Why Trading Journals Are a Game-Changer for UK Traders
22 July 2025
22 July

Why the humble trading journal could be your edge in volatile markets

Once dismissed as little more than admin, trading journals are seeing renewed use among UK traders looking to sharpen discipline and reflect on past performance. With the rise of digital platforms and automated tools, these once manual records have evolved into data-driven dashboards, writes John E. Kaye

By definition, traders operate in a data-rich environment. Price feeds, news alerts and technical models offer minute-by-minute insights into market movements. But technology, for all its precision, cannot account for the human side of trading – the split-second decisions and the discipline required to follow a plan (or the emotions that often derail them).

That may explain why the humble trading journal, once associated with pen-and-paper note-taking, is enjoying renewed attention. Digital tools and online platforms have made journaling easier and more data-rich, but the principle remains unchanged: traders record and review every decision they’ve made to improve discipline and performance.

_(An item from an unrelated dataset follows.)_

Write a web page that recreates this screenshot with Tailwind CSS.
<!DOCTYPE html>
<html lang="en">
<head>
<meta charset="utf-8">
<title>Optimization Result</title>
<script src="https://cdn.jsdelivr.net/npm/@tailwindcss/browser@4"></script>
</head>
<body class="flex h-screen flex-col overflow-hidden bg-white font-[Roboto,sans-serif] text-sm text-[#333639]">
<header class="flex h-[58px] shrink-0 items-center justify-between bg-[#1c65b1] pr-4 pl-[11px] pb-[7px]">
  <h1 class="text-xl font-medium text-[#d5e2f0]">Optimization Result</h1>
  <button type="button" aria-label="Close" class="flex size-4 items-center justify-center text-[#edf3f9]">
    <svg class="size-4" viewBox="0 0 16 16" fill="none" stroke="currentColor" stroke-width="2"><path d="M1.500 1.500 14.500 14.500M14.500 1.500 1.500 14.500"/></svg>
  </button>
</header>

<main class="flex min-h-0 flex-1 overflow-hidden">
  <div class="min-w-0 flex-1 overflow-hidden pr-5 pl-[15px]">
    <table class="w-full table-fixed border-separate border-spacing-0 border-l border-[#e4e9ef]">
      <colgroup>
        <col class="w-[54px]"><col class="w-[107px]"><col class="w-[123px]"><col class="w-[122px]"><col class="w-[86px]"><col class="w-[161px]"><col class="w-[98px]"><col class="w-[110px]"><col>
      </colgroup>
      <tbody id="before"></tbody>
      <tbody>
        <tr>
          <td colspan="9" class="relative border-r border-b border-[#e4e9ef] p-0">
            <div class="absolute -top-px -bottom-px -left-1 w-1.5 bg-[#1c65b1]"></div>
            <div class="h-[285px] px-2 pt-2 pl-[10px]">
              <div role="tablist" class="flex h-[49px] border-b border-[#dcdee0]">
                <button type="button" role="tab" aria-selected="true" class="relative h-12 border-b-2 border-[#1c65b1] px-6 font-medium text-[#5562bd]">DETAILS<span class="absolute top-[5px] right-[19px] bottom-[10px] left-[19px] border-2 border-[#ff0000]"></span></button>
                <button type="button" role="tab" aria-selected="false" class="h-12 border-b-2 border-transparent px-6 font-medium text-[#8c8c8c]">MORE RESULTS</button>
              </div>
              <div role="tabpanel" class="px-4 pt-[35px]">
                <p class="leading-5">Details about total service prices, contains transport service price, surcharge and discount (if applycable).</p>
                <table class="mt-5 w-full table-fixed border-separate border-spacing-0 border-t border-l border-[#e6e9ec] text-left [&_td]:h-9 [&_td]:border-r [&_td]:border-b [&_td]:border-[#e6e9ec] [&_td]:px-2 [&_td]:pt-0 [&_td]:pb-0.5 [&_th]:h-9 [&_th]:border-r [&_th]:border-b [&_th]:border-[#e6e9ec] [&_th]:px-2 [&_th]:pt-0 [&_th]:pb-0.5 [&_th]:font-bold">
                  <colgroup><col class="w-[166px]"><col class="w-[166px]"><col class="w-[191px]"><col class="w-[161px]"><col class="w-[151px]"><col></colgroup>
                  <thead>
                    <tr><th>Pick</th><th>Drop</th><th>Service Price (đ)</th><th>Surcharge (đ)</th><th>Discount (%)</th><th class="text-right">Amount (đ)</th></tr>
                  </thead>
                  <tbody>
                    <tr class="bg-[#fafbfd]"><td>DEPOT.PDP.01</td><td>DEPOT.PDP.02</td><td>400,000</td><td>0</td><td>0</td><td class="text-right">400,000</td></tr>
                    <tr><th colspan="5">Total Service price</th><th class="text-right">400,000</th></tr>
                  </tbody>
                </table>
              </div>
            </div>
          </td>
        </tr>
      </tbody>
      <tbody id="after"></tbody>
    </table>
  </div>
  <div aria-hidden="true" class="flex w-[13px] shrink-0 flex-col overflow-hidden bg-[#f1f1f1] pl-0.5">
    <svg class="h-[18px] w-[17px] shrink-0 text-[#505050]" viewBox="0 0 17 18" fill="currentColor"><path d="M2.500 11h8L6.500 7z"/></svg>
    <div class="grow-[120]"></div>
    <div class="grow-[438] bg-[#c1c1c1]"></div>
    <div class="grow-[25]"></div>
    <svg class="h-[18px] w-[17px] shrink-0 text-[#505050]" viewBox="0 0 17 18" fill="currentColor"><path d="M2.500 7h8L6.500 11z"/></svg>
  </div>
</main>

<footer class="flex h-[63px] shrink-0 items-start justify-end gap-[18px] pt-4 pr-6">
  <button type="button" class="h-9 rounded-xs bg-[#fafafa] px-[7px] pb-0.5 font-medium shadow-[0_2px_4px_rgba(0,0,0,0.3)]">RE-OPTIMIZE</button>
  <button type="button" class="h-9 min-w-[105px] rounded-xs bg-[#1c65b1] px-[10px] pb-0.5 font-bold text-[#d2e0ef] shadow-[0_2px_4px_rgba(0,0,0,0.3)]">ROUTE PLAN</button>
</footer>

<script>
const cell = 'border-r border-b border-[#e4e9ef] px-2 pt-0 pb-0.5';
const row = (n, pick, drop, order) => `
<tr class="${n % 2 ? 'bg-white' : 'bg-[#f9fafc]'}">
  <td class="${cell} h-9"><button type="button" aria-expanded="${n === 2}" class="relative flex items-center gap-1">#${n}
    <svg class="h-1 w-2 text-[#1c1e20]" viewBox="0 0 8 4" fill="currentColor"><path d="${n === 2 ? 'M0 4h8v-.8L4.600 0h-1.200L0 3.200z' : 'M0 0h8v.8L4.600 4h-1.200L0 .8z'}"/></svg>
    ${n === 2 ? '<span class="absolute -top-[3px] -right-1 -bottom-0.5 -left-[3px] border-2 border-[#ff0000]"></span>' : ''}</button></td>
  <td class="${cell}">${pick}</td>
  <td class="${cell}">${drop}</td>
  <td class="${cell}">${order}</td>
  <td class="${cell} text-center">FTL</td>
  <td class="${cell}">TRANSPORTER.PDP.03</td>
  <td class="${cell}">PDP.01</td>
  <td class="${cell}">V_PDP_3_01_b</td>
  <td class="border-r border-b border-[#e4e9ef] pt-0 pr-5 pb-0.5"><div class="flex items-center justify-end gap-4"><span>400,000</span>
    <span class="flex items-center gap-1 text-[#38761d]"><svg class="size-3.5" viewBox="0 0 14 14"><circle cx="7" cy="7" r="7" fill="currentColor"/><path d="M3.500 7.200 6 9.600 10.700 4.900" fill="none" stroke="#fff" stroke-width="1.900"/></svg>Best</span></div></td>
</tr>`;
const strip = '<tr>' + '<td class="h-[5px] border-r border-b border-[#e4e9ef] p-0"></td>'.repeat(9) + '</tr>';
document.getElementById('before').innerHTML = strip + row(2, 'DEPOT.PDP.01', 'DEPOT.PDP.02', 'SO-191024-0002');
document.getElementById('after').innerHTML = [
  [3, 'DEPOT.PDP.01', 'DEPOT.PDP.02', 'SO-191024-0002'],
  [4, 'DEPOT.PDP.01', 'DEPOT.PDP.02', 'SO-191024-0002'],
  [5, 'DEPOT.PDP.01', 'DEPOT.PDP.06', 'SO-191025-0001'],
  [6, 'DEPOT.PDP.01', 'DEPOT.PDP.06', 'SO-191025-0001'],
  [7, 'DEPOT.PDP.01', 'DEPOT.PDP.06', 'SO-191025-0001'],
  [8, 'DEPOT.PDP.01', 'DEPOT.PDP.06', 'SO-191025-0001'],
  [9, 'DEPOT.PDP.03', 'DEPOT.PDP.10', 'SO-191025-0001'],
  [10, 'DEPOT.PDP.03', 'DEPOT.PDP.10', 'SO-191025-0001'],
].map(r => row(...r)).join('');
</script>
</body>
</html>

To understand why the practice remains so widely used, The European spoke to a variety of traders from across the UK who have made journaling part of their daily routine. Among them is John Matthews, a London equities trader with 12 years of experience.

“A journal is an exercise in honesty,” he told us. “When you write down the reason for every trade, you can’t hide from your own mistakes. It forces you to see the gap between what you thought you were doing and what you actually did.”

Matthews describes the process as simple but relentless. After each trade, he logs the instrument, the size of the position, the price points for entry and exit, the risk parameters, and, crucially, the reasoning behind it. Reviewing these entries at the end of the week is “the closest thing traders get to a performance review,” he said.

A journal, when maintained consistently, becomes a map of a trader’s own psychology. Patterns emerge: moments of overconfidence, hesitation, or impulsiveness. It is this behavioural insight, Matthews argues, that makes the habit so worthwhile.

“Looking at a month’s worth of these entries,” Matthews explains, “is like looking in a mirror. You see where you stuck to the plan and where emotion crept in. In this way, it’s data that really counts.”

Sophie Howard, who trades commodities, began journaling two years ago after a “short but objectively disastrous” period of erratic results. “I thought my strategy was solid but my journal told me otherwise,” she said. “It showed that I was taking positions on the back of headlines or social media chatter rather than analysis. Seeing that written down was a shock. It was also the turning point.”

Howard now treats her journal as an operational tool. She tracks each trade’s metrics and her mindset at the time. “If I was tired, distracted or chasing losses, I note it,” she explained. “When I review the entries, I can see exactly when I drifted off course, and why.”

Trading journals also enforce risk discipline. By recording the size of each position, the risk-reward ratio and the use of stop-losses, traders can see (often uncomfortably) where they ignored their own rules.

“It’s one thing to tell yourself you’ll never risk more than 2% of your account on a trade,” Matthews said. “It’s another thing to write down that you broke that rule three times last week. The journal doesn’t let you forget, however much you’d sometimes like to.”

Howard agrees. “Risk management sounds technical, but at its heart it’s about behaviour,” she told us. “The journal highlights the moments you lost discipline. Once you see them, you stop making the same mistakes.”

Over time, those who use them say journals act as strategy documents, helping to see which approaches work under specific conditions and which fail.

Marc Devereux, who trades European indices, credits his journal with improving both his returns and his confidence. “I always thought my exits were fine,” he told us this week. “But the journal showed me I was cutting winners too early because I didn’t trust my analysis. Fixing that habit made an immediate difference to my performance.”

Digital tools are now extending the usefulness of this habit, replacing the time-consuming task of manually logging trades with automated analysis. Platforms like Tradelytic, among others, allow traders to link their MT4 or MT5 accounts, automatically importing trades and compiling performance data. These dashboards break down profit and loss, and other factors including trading psychology, drawdowns and risk exposure, turning what was once a static record into a handy review tool that can be accessed anywhere.

 “I still write down my reasoning in a notepad, because I’ve done it for years and habits die old,” he admitted. “But having the numbers automatically collated saves time and makes my end-of-week reviews faster. I can see the full picture in minutes.”